L’infinité divine depuis Philon le Juif jusqu’à Plotin, par H. Guyot. 1 vol. in-8 de 259 p., 5 fr., Paris, Alcan, 1906. — Étude claire et commode sur la grande question de l’unité Alexandrine. L’auteur évoque la thèse traditionnelle de l’origine juive de cette notion, il la considère comme étrangère à l’esprit grec amoureux de mesure ; il l’étudie chez Philon sous la triple forme de l’infini en soi, des puissances intermédiaires et de l’extase. Il la suit chez les Neopythagoriciens et chez Plotin. Ce travail est agréablement présenté et soutenu de textes judicieusement choisis : on regrette de le trouver parfois un peu rapide et superficiel.

Systematische Philosophie, par W. Dilthey, A. Riehl, W. Wundt, W. Ostwald, H. Erbinghaus, H. Eucken, Fr. Paulsen, W. Münch, Th. Lipps, 2 vol. in-4, 432 p., Berlin et Leipzig, Teubner, 1907. — La Revue de Métaphysique et de Morale se réserve de consacrer prochainement un article de critique étendu à l’important volume qu’elle vient de recevoir de la librairie Teubner. Ce volume est le sixième de la première partie de la vaste encyclopédie entreprise sous la direction de M. Paul Hinneberg, sous ce titre général : Die Kultur der Gegenwart, ihre Entwickelungl, ihre Ziele. Il ne s’agit de rien moins que d’établir le bilan de la science et de la pensée contemporaine, dans tous les domaines : sciences positives, histoire, art, philosophie, en divisant la tâche en tranches assez restreintes pour pouvoir ne les confier qu’à des compétences indiscutées.
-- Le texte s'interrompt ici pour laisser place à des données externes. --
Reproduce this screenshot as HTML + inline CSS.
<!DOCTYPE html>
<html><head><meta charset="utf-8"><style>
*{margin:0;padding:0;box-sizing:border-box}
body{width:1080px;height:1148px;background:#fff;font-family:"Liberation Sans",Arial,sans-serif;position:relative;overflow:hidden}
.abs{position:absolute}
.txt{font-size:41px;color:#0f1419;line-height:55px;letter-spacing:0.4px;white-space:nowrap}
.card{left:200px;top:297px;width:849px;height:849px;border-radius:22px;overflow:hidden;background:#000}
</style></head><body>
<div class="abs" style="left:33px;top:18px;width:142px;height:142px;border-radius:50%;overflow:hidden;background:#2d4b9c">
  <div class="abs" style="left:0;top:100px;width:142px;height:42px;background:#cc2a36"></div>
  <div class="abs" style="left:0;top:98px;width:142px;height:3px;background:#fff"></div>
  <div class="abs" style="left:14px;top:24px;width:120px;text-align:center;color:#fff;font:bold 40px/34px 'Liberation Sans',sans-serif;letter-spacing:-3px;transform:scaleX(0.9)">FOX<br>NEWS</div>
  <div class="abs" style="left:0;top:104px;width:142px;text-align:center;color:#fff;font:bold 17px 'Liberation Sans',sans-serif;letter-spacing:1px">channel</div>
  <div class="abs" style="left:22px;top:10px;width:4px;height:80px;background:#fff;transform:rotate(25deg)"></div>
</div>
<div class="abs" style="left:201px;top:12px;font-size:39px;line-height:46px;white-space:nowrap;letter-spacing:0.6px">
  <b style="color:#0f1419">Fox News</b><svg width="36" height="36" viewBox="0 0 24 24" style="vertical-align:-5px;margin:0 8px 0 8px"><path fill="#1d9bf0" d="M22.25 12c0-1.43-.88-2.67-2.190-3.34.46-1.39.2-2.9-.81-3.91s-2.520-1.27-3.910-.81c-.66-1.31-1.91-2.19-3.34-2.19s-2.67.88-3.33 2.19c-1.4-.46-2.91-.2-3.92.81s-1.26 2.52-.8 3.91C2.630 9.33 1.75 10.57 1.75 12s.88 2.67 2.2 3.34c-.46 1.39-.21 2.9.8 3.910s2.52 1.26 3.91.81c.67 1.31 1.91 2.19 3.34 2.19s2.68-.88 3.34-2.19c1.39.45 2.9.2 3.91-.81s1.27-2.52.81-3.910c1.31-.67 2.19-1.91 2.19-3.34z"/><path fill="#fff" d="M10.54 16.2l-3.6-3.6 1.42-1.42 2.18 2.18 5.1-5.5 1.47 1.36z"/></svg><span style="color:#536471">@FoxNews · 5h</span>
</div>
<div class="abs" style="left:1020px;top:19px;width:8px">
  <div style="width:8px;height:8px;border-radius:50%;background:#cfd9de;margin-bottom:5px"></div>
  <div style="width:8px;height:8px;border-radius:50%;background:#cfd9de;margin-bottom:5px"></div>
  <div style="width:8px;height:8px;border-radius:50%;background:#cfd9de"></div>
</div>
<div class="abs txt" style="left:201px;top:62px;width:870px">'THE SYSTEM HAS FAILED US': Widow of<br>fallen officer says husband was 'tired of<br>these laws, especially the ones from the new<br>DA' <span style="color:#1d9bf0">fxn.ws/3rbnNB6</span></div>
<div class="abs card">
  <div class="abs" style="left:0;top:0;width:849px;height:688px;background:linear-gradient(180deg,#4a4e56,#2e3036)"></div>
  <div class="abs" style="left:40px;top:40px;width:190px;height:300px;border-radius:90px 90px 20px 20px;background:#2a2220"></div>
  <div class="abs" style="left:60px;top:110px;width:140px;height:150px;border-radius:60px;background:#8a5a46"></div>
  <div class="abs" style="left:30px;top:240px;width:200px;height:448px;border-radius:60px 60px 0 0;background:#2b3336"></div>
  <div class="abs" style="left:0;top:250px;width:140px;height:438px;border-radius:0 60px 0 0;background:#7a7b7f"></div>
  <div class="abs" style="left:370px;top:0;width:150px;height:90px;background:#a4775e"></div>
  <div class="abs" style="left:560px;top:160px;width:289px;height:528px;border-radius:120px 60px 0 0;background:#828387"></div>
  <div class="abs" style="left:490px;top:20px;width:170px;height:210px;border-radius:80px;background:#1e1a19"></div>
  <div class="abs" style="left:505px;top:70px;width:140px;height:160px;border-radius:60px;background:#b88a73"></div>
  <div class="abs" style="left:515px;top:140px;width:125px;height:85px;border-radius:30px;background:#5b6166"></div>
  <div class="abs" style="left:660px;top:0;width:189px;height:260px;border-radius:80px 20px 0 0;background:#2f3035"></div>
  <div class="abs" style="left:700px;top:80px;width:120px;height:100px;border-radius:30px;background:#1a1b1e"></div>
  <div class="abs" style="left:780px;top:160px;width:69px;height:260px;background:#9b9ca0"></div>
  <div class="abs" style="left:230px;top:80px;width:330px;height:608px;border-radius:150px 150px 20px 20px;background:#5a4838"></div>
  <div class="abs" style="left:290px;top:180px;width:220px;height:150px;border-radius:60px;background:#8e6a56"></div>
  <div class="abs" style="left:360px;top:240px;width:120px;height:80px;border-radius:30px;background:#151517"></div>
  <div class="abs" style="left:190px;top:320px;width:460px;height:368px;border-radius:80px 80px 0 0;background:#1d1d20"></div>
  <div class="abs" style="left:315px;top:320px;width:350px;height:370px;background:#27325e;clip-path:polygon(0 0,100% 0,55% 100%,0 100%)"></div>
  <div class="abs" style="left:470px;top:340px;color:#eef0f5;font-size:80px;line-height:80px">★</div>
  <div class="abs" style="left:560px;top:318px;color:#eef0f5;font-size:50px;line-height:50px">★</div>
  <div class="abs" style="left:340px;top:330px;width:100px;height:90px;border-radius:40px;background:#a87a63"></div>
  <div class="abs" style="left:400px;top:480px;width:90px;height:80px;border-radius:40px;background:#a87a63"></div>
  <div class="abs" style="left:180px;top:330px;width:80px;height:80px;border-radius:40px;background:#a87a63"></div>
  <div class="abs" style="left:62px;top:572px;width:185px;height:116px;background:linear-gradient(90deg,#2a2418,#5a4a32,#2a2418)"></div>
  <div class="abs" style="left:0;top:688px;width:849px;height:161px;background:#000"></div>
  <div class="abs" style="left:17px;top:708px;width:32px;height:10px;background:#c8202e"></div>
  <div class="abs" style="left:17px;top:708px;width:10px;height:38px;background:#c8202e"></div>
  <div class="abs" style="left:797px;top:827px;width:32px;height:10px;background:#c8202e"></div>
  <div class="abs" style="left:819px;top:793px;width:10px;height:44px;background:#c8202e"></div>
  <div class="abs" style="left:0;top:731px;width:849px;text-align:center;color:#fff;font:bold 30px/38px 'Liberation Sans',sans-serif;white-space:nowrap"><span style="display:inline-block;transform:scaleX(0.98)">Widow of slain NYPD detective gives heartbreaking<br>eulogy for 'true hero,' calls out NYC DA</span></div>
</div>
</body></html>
Le volume que nous avons sous les yeux est signé, on le voit, des noms les plus considérables de la philosophie allemande contemporaine. La simple énumération des chapitres suffira à en faire pressentir l’intérêt : I. Généralités : L’Essence de la philosophie, par W. Dilthey ; – II. Les disciplines spéciales. 1. Logique et théorie de la connaissance, par Al. Riehl ; 2. Métaphysique, par W. Wundt ; Philosophie de la nature, par W. Ostwald ; Psychologie, par H. Ebbinghaus ; Philosophie de l’histoire, par R. Eucken ; Éthique, par Fr. Paulsen ; Pédagogie, par W. Münch ; Ethique, par Th. Lipps. — III. La tâche à venir de la philosophie, par Fr. Paulsen. — Bibliographie et index alphabétique.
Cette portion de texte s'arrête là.